Şimşek also recently targeted three journalists in exile, Cevheri Güven in Germany and Abdullah Bozkurt and Bülent Keneş in Sweden, revealing their addresses and secretly taken photos on Sabah’s front page.

Bozkurt, a Swedish-based Turkish journalist and director of the Nordic Monitor website, commented on Sabah’s report in a series of tweets on Tuesday.

“Apparently … MİT is now doing the dirty bidding contract work for Iran’s intelligence in Sweden by running a surveillance on … Çetiner who was part of a team in unmasking IRGC ops in Turkey,” Bozkurt said.

Çetiner was involved in an investigation that targeted top IRGC operatives and their alleged Turkish associates and was shut down in 2014 after three years by prosecutor İrfan Fidan, who was appointed by President Recep Tayyip Erdoğan to a position on Turkey’s highest court last year.

Investigators, prosecutors and judges who were previously involved in the criminal probe were all sacked and later arrested on trumped-up charges as part of a crackdown on the police and judiciary that followed a graft probe that targeted Erdoğan’s cronies in late 2013.

Çetiner moved to Sweden to escape a similar fate, but Turkish intelligence has been “breathing down on his neck,” Bozkurt said, adding that the US government sanctioned key suspects named in the probe in May, including Hakkı Selçuk Şanlı, Abdulhamit Çelik, Seyyid Cemal Gündüz and IRGC official Behnam Shahriyari, “all closely linked to Hakan Fidan, Turkish Intel chief.”

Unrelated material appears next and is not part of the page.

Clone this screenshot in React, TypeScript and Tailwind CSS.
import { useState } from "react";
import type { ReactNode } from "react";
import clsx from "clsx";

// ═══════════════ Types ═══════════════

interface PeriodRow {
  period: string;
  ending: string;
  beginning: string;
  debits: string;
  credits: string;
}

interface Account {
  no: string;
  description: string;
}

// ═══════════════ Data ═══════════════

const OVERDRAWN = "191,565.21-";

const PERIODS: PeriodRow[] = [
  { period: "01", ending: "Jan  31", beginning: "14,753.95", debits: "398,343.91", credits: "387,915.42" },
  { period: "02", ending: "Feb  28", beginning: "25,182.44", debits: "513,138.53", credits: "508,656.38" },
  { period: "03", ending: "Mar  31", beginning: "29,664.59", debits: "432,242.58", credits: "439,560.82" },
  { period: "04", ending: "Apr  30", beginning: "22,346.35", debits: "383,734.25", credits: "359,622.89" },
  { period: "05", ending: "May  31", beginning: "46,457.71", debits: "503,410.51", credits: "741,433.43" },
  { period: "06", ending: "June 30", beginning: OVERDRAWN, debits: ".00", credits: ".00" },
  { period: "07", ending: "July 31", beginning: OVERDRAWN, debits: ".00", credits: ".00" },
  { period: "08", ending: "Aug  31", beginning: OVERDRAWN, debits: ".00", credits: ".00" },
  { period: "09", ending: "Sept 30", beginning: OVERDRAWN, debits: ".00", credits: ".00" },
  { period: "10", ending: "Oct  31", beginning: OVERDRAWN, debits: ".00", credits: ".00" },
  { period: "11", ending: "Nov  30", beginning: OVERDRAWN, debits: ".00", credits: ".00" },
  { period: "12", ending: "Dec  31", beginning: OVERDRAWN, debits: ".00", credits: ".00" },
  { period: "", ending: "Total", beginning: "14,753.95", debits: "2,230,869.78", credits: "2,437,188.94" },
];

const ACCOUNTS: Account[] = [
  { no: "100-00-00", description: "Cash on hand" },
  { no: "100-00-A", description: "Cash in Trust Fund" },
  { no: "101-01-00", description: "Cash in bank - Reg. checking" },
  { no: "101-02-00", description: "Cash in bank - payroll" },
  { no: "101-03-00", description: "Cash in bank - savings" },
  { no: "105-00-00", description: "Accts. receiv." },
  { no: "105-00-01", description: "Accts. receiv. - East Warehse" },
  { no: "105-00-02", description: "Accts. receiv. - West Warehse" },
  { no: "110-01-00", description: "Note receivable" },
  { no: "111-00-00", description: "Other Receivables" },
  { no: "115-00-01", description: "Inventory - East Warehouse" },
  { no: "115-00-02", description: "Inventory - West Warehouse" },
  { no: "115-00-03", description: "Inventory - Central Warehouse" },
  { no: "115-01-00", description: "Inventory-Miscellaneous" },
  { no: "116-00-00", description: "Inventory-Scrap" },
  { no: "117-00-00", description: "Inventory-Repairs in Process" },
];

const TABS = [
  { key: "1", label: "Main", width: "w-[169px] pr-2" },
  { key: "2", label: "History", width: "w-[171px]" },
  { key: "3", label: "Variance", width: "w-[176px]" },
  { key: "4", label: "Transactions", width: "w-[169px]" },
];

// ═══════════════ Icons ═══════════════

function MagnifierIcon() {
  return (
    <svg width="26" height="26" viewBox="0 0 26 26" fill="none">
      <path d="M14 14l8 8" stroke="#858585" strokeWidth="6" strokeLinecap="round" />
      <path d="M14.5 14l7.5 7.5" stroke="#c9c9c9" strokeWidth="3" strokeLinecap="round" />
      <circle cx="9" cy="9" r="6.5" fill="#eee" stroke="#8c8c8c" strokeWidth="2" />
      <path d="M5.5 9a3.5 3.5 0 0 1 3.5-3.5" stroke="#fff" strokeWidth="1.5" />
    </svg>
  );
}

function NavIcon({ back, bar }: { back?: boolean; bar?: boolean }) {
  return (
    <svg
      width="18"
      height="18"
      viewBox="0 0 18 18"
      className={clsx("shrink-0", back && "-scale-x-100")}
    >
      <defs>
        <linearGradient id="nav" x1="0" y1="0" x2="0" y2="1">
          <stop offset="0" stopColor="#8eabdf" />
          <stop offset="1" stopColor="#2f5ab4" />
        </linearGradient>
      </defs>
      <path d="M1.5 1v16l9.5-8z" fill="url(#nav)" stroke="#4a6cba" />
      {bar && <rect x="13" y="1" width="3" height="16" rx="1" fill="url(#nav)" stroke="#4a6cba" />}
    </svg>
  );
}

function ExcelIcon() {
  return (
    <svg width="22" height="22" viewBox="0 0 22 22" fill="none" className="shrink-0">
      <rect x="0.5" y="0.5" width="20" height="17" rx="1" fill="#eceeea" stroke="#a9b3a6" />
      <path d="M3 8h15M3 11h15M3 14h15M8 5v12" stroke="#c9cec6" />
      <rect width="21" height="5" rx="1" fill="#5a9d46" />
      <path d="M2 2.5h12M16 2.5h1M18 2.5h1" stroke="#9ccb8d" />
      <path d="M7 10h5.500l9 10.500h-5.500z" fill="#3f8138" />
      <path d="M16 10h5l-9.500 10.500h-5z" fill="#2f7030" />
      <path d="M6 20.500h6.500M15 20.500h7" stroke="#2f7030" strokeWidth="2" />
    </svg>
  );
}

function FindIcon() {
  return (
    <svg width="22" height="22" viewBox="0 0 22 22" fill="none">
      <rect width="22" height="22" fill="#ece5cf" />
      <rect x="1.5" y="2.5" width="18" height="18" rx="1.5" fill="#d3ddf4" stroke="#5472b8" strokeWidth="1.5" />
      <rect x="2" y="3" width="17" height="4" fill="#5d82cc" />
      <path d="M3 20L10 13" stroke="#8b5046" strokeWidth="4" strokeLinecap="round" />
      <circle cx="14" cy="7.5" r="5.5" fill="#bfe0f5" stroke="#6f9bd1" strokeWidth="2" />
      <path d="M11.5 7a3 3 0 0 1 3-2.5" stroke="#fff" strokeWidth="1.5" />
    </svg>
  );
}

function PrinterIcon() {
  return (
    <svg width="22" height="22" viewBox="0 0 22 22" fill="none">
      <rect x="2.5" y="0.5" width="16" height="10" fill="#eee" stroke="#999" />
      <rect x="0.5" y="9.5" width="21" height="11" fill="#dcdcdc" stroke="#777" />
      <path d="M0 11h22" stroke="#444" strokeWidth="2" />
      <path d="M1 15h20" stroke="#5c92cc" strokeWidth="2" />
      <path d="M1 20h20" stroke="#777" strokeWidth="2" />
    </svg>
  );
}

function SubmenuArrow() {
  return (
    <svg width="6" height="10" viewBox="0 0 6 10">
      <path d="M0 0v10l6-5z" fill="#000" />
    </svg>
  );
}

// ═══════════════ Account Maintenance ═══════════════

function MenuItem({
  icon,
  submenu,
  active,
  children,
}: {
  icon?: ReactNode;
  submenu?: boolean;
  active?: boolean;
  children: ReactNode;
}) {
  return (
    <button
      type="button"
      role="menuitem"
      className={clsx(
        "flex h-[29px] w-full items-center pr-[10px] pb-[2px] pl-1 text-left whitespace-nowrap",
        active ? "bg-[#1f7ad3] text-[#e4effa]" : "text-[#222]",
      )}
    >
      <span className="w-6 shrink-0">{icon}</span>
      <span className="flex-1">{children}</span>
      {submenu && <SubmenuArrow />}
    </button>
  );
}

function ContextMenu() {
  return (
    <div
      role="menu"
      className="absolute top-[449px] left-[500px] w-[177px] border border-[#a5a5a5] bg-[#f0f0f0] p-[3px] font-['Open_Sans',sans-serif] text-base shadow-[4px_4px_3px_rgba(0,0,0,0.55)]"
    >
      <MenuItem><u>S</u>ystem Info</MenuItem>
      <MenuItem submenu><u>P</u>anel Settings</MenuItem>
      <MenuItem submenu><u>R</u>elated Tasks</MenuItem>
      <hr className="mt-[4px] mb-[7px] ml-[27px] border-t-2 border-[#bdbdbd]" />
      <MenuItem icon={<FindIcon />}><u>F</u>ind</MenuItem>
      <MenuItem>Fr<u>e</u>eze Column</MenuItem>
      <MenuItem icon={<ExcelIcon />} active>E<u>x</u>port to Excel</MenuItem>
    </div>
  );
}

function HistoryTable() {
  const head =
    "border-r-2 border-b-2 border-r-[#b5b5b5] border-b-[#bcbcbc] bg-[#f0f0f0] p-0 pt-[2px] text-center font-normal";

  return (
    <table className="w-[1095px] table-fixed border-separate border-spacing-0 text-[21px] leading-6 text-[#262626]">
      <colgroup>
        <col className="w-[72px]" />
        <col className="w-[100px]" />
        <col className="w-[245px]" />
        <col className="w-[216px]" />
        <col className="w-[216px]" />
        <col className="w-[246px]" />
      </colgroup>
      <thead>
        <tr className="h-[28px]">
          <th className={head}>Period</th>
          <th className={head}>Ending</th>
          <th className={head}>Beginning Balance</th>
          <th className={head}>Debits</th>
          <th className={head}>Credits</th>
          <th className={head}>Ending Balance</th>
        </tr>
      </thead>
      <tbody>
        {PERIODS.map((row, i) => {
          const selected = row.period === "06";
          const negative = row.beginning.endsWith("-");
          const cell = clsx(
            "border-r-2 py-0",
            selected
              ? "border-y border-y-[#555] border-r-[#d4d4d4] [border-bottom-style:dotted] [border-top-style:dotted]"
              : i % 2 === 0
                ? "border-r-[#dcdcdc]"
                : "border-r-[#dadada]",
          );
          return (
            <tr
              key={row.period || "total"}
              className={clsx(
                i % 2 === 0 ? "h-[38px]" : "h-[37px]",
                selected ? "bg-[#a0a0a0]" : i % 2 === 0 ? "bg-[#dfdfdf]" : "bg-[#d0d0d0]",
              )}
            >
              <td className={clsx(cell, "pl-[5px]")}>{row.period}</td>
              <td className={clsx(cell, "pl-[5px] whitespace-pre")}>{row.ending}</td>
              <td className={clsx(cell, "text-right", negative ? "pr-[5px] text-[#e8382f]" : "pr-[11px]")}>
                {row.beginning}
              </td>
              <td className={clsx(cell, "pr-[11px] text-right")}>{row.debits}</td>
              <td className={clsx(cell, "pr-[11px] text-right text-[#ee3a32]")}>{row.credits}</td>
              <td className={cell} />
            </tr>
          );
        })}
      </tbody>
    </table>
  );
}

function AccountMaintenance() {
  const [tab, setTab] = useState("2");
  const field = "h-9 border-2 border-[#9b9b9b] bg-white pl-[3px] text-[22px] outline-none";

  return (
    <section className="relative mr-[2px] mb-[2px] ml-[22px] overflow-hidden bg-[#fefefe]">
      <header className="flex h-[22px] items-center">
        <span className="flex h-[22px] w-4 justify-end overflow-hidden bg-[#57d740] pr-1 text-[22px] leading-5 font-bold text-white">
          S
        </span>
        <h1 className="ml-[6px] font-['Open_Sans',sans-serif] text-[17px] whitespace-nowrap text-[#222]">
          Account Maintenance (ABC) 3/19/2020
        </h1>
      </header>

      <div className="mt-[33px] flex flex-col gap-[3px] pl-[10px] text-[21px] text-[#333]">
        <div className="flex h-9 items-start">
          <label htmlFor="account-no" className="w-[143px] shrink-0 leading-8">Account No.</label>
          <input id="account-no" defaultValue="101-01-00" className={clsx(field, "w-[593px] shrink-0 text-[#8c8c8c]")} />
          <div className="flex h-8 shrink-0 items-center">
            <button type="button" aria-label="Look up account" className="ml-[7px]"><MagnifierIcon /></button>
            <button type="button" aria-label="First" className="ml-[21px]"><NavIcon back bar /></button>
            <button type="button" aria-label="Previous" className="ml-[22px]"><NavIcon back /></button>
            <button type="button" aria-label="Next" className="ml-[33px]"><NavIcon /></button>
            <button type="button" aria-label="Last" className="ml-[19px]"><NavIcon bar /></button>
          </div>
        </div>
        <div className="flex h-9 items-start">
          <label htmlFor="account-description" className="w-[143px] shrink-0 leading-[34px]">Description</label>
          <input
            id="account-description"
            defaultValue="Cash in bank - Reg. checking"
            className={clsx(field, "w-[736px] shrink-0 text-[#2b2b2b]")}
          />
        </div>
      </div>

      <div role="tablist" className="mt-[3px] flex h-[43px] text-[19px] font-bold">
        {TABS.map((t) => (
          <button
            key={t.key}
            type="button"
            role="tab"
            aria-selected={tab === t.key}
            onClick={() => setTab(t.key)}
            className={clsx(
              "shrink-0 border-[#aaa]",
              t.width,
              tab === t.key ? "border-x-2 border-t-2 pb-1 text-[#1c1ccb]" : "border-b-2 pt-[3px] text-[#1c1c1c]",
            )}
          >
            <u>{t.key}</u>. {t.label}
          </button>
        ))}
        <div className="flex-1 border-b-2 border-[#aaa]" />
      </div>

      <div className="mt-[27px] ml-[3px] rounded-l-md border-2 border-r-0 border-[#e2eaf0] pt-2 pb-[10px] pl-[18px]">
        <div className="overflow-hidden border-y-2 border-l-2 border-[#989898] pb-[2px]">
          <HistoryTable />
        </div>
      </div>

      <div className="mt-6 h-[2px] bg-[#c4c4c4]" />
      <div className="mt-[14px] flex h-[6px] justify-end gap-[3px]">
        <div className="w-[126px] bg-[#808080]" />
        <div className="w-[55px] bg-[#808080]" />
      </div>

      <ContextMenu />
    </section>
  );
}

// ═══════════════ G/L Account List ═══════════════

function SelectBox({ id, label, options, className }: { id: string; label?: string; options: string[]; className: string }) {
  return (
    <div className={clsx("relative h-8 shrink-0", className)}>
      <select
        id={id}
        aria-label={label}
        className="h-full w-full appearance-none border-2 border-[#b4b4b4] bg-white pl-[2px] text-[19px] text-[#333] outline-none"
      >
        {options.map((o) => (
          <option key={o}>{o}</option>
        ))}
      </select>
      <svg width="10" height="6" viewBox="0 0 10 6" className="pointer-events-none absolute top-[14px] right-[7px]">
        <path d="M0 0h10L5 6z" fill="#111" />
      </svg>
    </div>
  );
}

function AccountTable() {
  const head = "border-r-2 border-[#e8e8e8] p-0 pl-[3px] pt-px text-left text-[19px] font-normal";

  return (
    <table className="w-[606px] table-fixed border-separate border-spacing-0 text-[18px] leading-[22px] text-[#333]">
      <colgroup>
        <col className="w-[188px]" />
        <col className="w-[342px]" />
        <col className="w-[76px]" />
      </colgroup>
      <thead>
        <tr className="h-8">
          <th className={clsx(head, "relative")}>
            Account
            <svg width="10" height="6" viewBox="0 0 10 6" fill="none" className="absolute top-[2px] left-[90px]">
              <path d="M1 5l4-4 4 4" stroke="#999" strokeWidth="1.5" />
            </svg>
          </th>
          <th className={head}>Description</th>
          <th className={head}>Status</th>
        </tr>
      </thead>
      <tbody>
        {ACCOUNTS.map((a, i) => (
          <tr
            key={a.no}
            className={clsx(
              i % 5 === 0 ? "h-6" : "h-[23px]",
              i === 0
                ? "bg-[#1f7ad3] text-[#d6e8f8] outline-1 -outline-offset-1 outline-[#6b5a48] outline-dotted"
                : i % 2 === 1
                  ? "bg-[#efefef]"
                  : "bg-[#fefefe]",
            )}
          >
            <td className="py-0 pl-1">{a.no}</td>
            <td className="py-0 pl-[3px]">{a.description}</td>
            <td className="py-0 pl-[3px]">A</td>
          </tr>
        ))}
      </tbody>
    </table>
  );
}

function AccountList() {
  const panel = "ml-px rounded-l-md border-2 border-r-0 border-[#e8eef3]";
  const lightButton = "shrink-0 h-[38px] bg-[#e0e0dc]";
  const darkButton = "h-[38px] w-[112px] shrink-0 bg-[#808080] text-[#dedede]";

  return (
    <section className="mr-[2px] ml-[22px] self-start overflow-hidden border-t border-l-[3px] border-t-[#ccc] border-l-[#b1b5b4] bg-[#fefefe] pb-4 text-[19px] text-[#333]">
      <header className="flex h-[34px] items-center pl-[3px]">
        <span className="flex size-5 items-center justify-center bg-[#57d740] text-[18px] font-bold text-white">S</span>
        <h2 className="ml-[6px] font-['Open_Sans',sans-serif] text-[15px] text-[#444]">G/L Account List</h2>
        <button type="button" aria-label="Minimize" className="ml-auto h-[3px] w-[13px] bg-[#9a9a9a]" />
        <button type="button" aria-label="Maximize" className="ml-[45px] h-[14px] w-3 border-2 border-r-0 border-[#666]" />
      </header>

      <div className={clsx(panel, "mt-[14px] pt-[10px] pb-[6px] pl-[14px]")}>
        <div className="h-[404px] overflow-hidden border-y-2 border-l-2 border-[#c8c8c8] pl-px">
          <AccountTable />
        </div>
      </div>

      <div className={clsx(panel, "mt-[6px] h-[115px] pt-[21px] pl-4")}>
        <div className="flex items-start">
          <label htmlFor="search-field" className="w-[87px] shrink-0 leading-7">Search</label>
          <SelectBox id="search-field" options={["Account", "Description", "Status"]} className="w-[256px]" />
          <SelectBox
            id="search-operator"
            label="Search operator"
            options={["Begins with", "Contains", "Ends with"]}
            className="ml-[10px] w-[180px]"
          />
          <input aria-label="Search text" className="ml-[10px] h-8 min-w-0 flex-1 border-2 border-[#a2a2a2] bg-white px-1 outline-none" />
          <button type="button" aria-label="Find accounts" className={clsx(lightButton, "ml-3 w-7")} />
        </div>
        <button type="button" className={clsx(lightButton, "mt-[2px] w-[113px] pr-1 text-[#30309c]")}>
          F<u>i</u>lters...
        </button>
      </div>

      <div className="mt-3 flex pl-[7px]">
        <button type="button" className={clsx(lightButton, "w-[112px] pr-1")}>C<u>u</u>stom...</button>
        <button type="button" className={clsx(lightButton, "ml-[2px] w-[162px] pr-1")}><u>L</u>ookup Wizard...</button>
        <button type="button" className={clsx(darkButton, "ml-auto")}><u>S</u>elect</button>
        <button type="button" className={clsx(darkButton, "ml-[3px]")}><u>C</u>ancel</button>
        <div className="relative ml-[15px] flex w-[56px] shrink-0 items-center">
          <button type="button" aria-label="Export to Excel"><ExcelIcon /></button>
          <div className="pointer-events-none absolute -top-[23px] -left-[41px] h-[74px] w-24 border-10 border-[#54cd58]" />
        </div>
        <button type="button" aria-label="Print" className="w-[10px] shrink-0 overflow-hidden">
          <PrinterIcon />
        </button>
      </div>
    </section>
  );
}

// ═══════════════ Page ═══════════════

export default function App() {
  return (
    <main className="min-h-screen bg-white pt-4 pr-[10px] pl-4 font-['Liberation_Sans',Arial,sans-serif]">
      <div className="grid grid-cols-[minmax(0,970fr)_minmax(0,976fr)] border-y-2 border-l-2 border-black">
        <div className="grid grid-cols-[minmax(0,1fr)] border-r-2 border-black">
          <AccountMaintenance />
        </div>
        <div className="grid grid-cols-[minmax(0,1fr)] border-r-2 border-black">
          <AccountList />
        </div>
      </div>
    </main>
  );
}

NATO member Turkey is threatening to derail Sweden and Finland’s attempts to join the Western defense alliance unless they extradite dozens of people Ankara accuses of “terrorism” including Çetiner.

A non-binding deal Sweden and fellow NATO aspirant Finland signed with Turkey in June commits them to “expeditiously and thoroughly” examine Ankara’s requests for suspects linked to the Gülen movement and the outlawed Kurdistan Workers’ Party (PKK), which is recognized as a terrorist organization by Turkey and much of the international community.

Both Swedish and Finnish government officials said they will continue to respect national and international laws regarding Turkey’s extradition requests and that the decision for extraditions will be up to independent authorities and the courts.

The seven Gülen-linked political dissidents whose extradition Turkey is seeking from Sweden, according to a report by the state-run Anadolu news agency earlier this month, are writer Harun Tokak, journalists Keneş and Levent Kenez, Yılmaz Aytan, Orhan Er, Harun Ayvaz and Çetiner, who all face trials in Turkey due to their alleged links to the Gülen movement.

Some alleged PKK members are also on Turkey’s list, according to Anadolu, which said Sweden earlier rejected Turkey’s extradition requests for these people.